The similarities between names recorded in SINASC and the 1000 best candidates from the baseline of the 100 Million Brazilian Cohort were compared using the Jaro-Winkler string comparator 15. The Jaro-Winkler string comparator15 counts the number of common characters between two strings and the number of transpositions of these common characters, producing similarity values varying between 0 and 1 (perfectly similar). To compare the date attributes, we applied the Hamming distance 14, which measures the minimum number of substitutions required to change one string into the other. Then a linkage score is generated, and the function returns all pairs matched along with the score obtained.
Selection of the threshold
Candidate linking records were ordered by the scores achieved; only the comparison pair with the highest score is retained as a potential link. All remaining candidate records are discarded. Then a sample of 2000 pairs stratified in three categories of linkage score (high score – above 0.95, intermediate score – values between 0.90 and 0.95, and low score - bellow 0.90) is evaluated manually, and the records pairs are classified as likely true pairs or likely false pairs. Based on the training dataset of 2000, the receiver operating curve (ROC) is built to choose the best cut off point, and calculating the area under the curves (AUC), balancing between sensitivity and specificity values. Records were therefore classified as links or non-links based on a single threshold. The software R is used to generate accurate results.

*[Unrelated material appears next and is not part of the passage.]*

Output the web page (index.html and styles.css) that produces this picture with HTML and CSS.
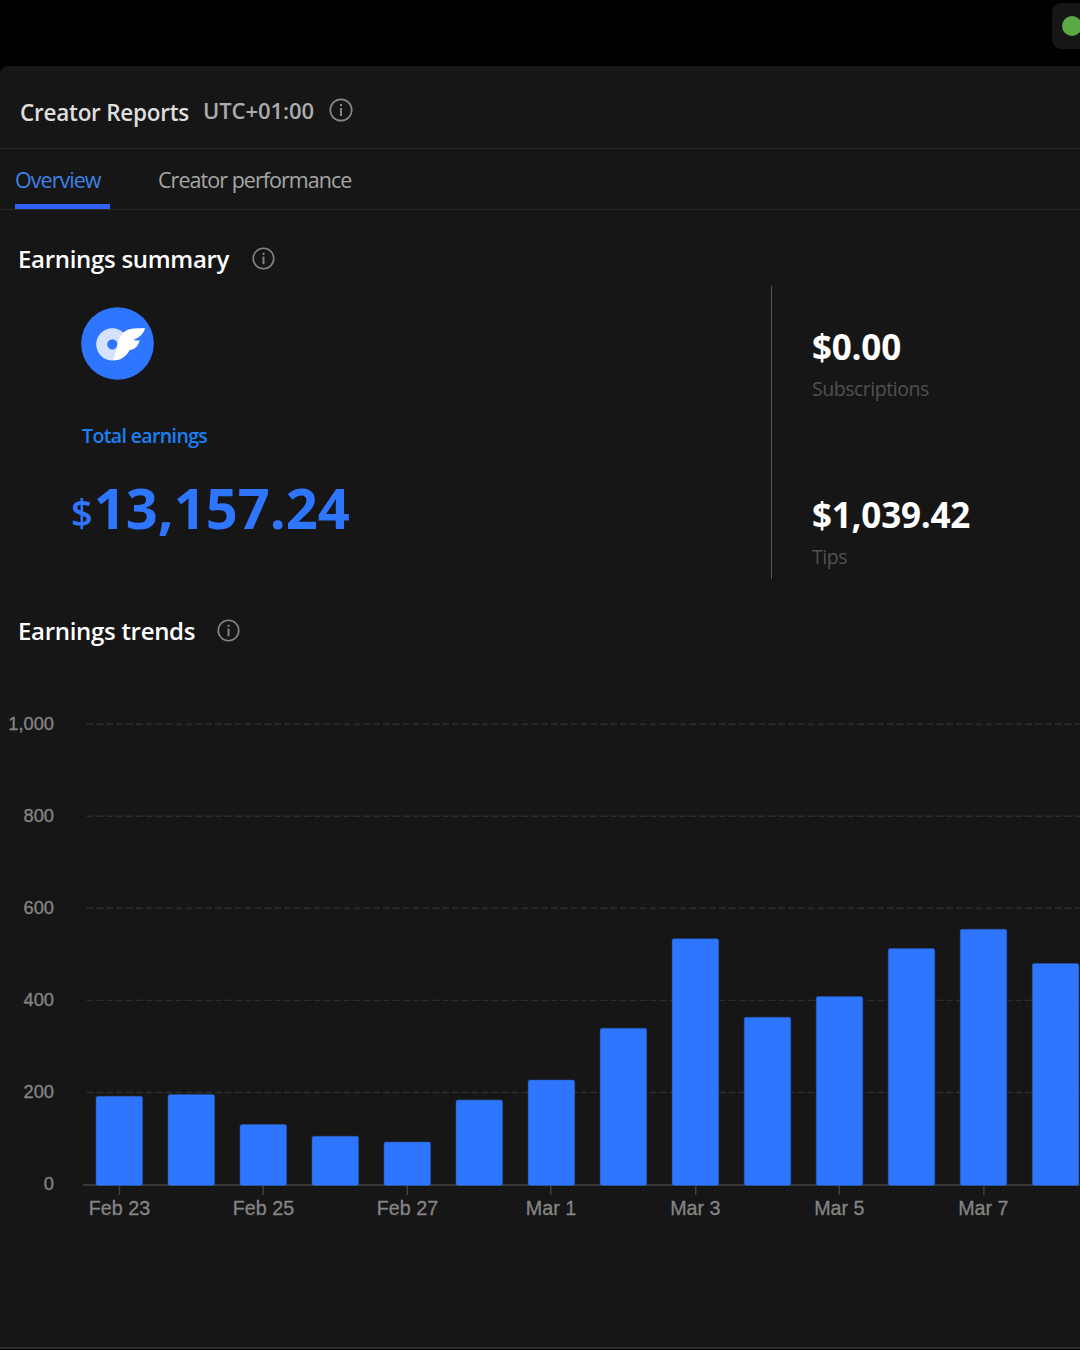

Evaluation of the linkage error
Since we expected that all births registered in the baseline of the 100 Million Brazilian Cohort overlapped with the births existing at SINASC databases, we were able to identify the number of missed matches (records from the same mother-baby pair that failed to link) and to estimate the sensitivity (true links among the matches) of the linkage. We then examined which characteristics were associated with missed matches. We examined race, sex, place of residence, sewage treatment, water supply, garbage collection.